Support or Illumination?

Numbers have never really been my thing. However, a few years ago I knew I needed to learn more. Having joined an NHS research ethics committee, I wanted to understand more about health statistics. Fortunately I had the opportunity to complete a postgraduate course in health research – which included a module on statistics. Despite my misgivings about data this turned out to be one of the most enjoyable parts of the course, shedding light on the use and abuse of figures to further an argument.

“Most people use statistics as a drunk … uses lamp-posts for support rather than illumination”

Attributes to Andre Lang

Now, in the light of the pandemic, the world is trading statistics like never before. Government scientists present graphs and tables each week, sometimes daily, to explain the R number (transmissibility); exponential growth; and much, much, more. Even where it might seem that there should be greatest clarity, for example the number of people who have died, there are typically three figures offered. The nuances of criteria and methods reveal just how much the nature of the question influences the form of the answer.

Dorothy Bishop’s bishopblog is one of many sites on the internet that have interrogated the presentation of data and called for greater clarity. Using the example of the difference between relative risk and absolute risk the case is made for the importance of accuracy when communicating data to the public. What might seem to be a huge increase in risk (e.g. 30%) may make limited difference in actual cases depending on the total numbers involved.
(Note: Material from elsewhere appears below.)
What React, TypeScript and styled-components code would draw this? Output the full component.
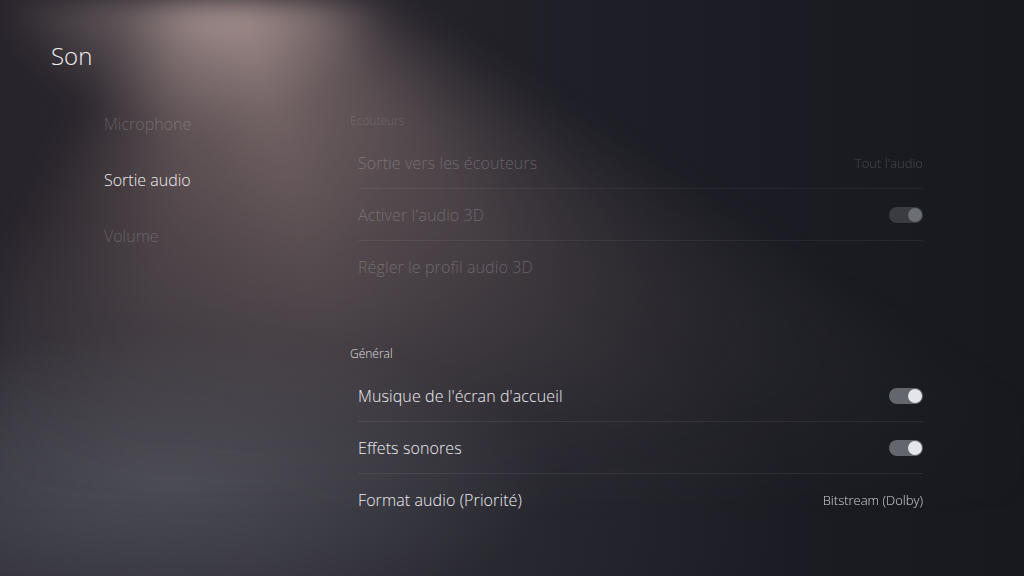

“we might hope that, in a pandemic, where public understanding of risk is so crucial, particular care would be taken to be realistic without being alarmist”.
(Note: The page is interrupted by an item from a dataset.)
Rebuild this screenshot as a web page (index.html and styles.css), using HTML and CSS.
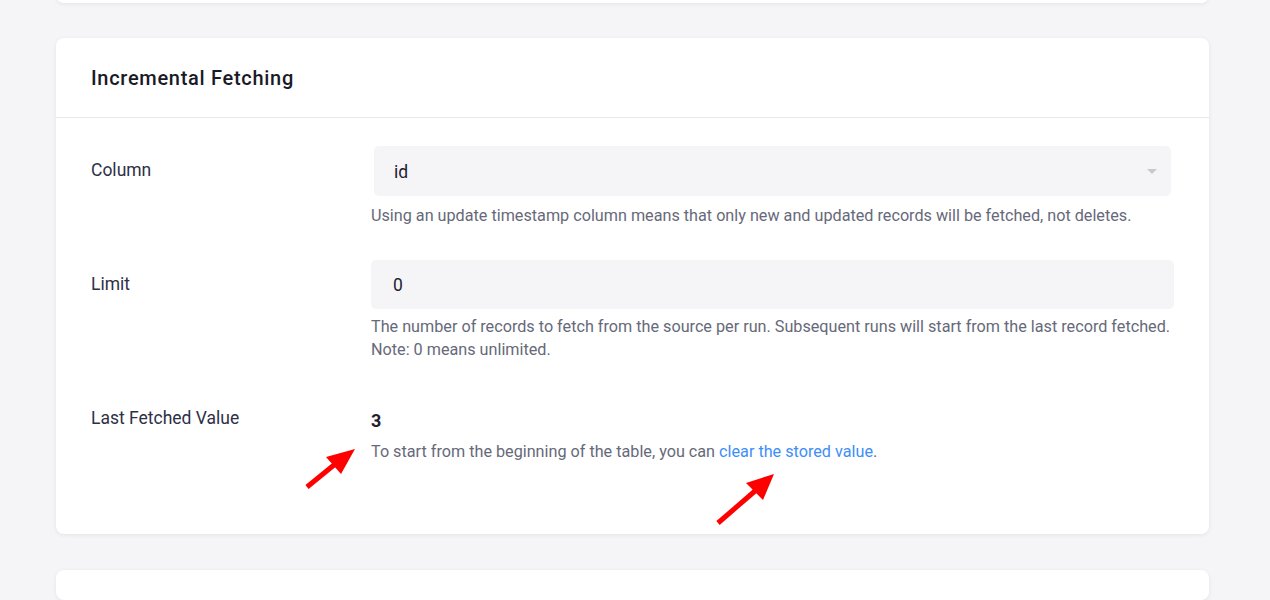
FILE: index.html
```html
<!DOCTYPE html>
<html lang="en">
<head>
<meta charset="utf-8">
<title>Incremental Fetching</title>
<link rel="stylesheet" href="styles.css">
</head>
<body>
<div class="page">
  <div class="card card-top"></div>

  <section class="card">
    <header class="card-header">
      <h2 class="card-title">Incremental Fetching</h2>
    </header>
    <div class="card-body">
      <div class="row">
        <label class="row-label">Column</label>
        <div class="row-control">
          <div class="select">
            <span class="select-value">id</span>
            <span class="caret"></span>
          </div>
          <p class="help help-select">Using an update timestamp column means that only new and updated records will be fetched, not deletes.</p>
        </div>
      </div>

      <div class="row">
        <label class="row-label">Limit</label>
        <div class="row-control">
          <div class="input">0</div>
          <p class="help help-input">The number of records to fetch from the source per run. Subsequent runs will start from the last record fetched.<br>Note: 0 means unlimited.</p>
        </div>
      </div>

      <div class="row">
        <label class="row-label">Last Fetched Value</label>
        <div class="row-control control-static">
          <div class="static-value">3</div>
          <p class="help help-static">To start from the beginning of the table, you can <a class="link" href="#">clear the stored value</a>.</p>
        </div>
      </div>
    </div>
  </section>

  <div class="card card-bottom"></div>
</div>

<svg class="annotations" width="1270" height="600" viewBox="0 0 1270 600" xmlns="http://www.w3.org/2000/svg">
  <line x1="307" y1="487" x2="334" y2="465" stroke="#ff0000" stroke-width="5"/>
  <polygon points="355,449 326,457 341,474" fill="#ff0000"/>
  <line x1="718" y1="523" x2="755" y2="491" stroke="#ff0000" stroke-width="5"/>
  <polygon points="774,474 746,483 763,500" fill="#ff0000"/>
</svg>
</body>
</html>
```

FILE: styles.css
```css
html, body {
  margin: 0;
  padding: 0;
}

body {
  background: #f5f5f7;
  font-family: Roboto, "Noto Sans", "Liberation Sans", sans-serif;
  color: #2e3047;
  height: 600px;
  overflow: hidden;
  position: relative;
}

.page {
  width: 1153px;
  margin-left: 56px;
}

.card {
  background: #ffffff;
  border-radius: 8px;
  box-shadow: 0 1px 4px rgba(30, 40, 80, 0.08);
}

.card-top {
  height: 23px;
  margin-top: -20px;
  margin-bottom: 35px;
}

.card-bottom {
  height: 30px;
  margin-top: 36px;
}

.card-header {
  height: 79px;
  padding: 0 35px;
  display: flex;
  align-items: center;
  border-bottom: 1px solid #e6e8ef;
}

.card-title {
  margin: 0;
  padding-top: 1px;
  font-size: 20px;
  font-weight: 500;
  letter-spacing: 0.7px;
  color: #1a1a26;
}

.card-body {
  padding: 28px 35px 71px;
  display: flex;
  flex-direction: column;
  gap: 33px;
}

.row {
  display: grid;
  grid-template-columns: 280px 1fr;
}

.row-label {
  font-size: 17.5px;
  line-height: 23px;
  padding-top: 13px;
  color: #2e3047;
}

.row-control {
  min-width: 0;
}

.select {
  margin: 0 3px;
  height: 50px;
  background: #f5f5f7;
  border-radius: 5px;
  display: flex;
  align-items: center;
  justify-content: space-between;
  padding: 1px 14px 0 20px;
  box-sizing: border-box;
}

.select-value,
.input {
  font-size: 17.5px;
  color: #1f2030;
}

.caret {
  width: 0;
  height: 0;
  border-left: 5px solid transparent;
  border-right: 5px solid transparent;
  border-top: 5px solid #c9c9cd;
}

.input {
  height: 49px;
  background: #f5f5f7;
  border-radius: 5px;
  display: flex;
  align-items: center;
  padding: 0 22px;
  box-sizing: border-box;
}

.help {
  margin: 0;
  font-size: 16.2px;
  line-height: 23px;
  color: #666979;
}

.help-select {
  margin-top: 8px;
}

.help-input {
  margin-top: 6px;
}

.control-static {
  padding-top: 15px;
}

.static-value {
  font-size: 18px;
  font-weight: 700;
  line-height: 23px;
  color: #1f2030;
}

.help-static {
  margin-top: 8px;
}

.link {
  color: #3d8ef8;
  text-decoration: none;
}

.annotations {
  position: absolute;
  top: 0;
  left: 0;
  pointer-events: none;
}
```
Dorothy Bishop, bishopblog, accessed on 27 January 2021

When I was a curate on placement in a rural church near Lancaster I took part in a service in which the Bishop confirmed 25% of the population of the parish. This meant about 15 people, and it was a fairly rare event for the bishop to come to confirm – so several years’ worth of candidates were gathered up together. It seems astounding that in England in the 1990s a quarter of a parish’s entire population was making a declaration of faith all at once – context is everything.

There appear to be more opportunities for people unaccustomed to interpreting statistical data to find accessible information. Radio 4’s More or Less is a good example of how academic expertise can engage with the questions people are keen to interrogate. In response to the emergence of ‘alternative facts’ there has also been growth in the independent reality checking for which there is an increasing demand. Nowhere could this be more important than in the need for accurate information about the vaccines being offered to combat COVID-19.
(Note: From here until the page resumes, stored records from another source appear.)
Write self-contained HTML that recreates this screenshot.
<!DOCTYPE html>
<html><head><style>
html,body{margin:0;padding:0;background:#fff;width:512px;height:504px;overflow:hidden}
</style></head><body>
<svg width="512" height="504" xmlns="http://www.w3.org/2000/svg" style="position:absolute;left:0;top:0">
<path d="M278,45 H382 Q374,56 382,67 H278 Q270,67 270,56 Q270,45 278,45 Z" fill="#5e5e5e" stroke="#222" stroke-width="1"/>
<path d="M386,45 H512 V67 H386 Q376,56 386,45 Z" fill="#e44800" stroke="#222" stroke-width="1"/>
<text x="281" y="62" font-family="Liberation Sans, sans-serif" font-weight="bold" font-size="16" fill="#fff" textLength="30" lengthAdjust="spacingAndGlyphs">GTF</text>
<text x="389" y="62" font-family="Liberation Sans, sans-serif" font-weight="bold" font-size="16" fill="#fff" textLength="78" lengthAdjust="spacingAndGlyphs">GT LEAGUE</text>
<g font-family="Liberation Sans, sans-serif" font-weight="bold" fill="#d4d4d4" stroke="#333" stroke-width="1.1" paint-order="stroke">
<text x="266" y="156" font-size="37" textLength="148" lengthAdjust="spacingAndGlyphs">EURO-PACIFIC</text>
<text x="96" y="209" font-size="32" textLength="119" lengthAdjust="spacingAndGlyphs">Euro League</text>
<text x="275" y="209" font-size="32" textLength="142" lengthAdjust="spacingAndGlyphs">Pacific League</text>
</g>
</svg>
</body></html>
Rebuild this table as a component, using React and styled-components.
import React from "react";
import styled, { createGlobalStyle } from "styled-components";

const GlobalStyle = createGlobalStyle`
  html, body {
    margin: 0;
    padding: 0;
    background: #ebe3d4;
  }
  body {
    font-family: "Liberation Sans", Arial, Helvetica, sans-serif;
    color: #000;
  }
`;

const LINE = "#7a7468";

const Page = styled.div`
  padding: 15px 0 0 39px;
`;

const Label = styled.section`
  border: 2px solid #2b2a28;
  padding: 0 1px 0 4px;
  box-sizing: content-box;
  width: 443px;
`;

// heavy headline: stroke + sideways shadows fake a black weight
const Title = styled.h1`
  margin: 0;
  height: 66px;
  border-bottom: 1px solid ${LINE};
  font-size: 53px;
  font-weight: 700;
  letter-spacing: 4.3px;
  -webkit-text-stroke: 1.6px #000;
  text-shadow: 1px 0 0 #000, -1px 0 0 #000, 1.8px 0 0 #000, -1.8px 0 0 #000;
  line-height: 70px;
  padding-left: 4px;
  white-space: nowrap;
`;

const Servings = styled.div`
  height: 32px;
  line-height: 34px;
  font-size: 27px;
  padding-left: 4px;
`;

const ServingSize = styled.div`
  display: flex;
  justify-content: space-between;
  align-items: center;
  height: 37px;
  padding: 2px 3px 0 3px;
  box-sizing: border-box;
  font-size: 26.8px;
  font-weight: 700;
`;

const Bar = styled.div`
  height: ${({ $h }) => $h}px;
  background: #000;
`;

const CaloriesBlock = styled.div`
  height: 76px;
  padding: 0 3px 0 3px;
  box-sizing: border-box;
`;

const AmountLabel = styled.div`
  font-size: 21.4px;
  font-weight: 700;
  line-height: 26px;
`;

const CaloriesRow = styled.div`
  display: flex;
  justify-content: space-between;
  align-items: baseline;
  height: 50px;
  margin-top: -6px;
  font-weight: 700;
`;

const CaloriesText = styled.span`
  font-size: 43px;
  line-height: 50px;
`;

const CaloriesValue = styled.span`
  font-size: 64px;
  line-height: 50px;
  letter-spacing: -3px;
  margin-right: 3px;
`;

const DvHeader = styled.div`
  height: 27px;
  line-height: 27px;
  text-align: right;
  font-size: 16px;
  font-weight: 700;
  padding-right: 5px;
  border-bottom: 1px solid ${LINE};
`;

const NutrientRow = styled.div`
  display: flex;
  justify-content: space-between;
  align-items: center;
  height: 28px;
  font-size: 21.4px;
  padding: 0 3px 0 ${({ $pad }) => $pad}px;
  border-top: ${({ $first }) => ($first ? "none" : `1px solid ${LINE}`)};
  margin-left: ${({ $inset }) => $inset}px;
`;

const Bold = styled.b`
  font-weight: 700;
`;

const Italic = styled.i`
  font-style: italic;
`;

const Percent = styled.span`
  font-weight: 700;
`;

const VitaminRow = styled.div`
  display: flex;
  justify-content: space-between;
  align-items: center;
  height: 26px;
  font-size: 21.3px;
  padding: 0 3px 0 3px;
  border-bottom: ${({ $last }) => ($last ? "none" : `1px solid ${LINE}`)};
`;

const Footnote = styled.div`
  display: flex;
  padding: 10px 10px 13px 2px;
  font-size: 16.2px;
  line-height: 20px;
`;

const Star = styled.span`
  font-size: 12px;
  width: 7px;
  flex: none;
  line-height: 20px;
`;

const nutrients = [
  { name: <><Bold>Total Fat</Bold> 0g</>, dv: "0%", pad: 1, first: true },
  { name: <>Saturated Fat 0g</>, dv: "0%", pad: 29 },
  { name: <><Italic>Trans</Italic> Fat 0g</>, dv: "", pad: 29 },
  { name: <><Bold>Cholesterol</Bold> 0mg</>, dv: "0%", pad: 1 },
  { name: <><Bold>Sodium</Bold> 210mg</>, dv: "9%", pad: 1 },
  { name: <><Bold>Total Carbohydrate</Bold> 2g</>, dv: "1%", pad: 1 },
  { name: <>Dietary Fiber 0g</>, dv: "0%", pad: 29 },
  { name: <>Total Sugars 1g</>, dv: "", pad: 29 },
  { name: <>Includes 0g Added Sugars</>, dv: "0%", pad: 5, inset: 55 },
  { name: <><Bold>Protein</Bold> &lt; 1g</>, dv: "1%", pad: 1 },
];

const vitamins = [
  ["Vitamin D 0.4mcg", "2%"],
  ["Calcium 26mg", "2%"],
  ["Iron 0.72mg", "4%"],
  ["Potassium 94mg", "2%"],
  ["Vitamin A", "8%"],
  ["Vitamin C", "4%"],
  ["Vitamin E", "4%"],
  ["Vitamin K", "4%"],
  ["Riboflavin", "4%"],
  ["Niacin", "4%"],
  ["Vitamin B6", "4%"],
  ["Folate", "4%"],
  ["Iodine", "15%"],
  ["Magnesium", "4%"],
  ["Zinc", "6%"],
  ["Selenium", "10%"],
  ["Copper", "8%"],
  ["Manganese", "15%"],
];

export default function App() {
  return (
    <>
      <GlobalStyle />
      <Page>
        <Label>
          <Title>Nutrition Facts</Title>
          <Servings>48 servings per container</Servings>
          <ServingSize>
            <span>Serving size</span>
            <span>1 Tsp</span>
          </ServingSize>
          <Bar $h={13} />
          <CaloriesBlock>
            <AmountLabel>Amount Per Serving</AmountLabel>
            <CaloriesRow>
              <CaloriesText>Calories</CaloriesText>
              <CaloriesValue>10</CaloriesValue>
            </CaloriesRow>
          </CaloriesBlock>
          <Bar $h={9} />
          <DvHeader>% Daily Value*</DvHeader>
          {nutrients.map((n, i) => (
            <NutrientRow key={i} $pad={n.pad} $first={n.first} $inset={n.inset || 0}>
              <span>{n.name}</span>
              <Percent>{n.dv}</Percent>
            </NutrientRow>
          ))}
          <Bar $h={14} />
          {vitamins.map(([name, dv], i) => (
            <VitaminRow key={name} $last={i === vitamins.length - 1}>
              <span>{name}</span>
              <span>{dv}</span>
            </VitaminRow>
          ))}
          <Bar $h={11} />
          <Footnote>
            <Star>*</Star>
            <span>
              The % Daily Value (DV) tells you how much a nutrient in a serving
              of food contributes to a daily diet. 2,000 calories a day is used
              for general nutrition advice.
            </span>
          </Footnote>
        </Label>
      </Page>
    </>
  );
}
It seems to me that one of the problems faced by the desire for both clarity and accuracy is that the truth isn’t always simple. What is the difference between something being ‘safe’ and ‘completely safe’? When vaccines have been developed so quickly there are understandable questions about both immediate side-effects and longer-term consequences. Even a very good sample of people used in the testing phase of the vaccine development cannot be representative of every human characteristic. The question for me is not about the absolute safety of vaccines to be used on billions of people, but about their likely safety and the common good.

Born in a vicarage in the mid-1700s, Edward Jenner is usually seen as the founding figure in the development of modern immunology. At a young age he was given the maxim of William Harvey: “Don’t think; try”. We must be thoughtful, enquiring and considered in our choices – but there comes a time to act. It may be possible to wait for the complete clarity we desire, all the data weighed and balanced, but sometimes we need to make a judgement-call before we know as much as we would like. If the pandemic has taught us one thing, it is that if you wait until something is blindingly obvious you have left it too late. There is a stage in every pandemic when the damage being done is stealthy and silent – yet the foundations of tragedy are being laid comprehensively and irretrievably.

Perhaps one of the legacies of COVID-19 will be to create better systems of public education about risk and probability. Not that any of us will know everything, but – importantly – that each of us might be better able to ask the right questions. Numbers cannot tell us how to live. They provide illumination enabling us to see more clearly the context in which our choices are made. Used well, they support the priorities we have chosen based on our values and moral commitments.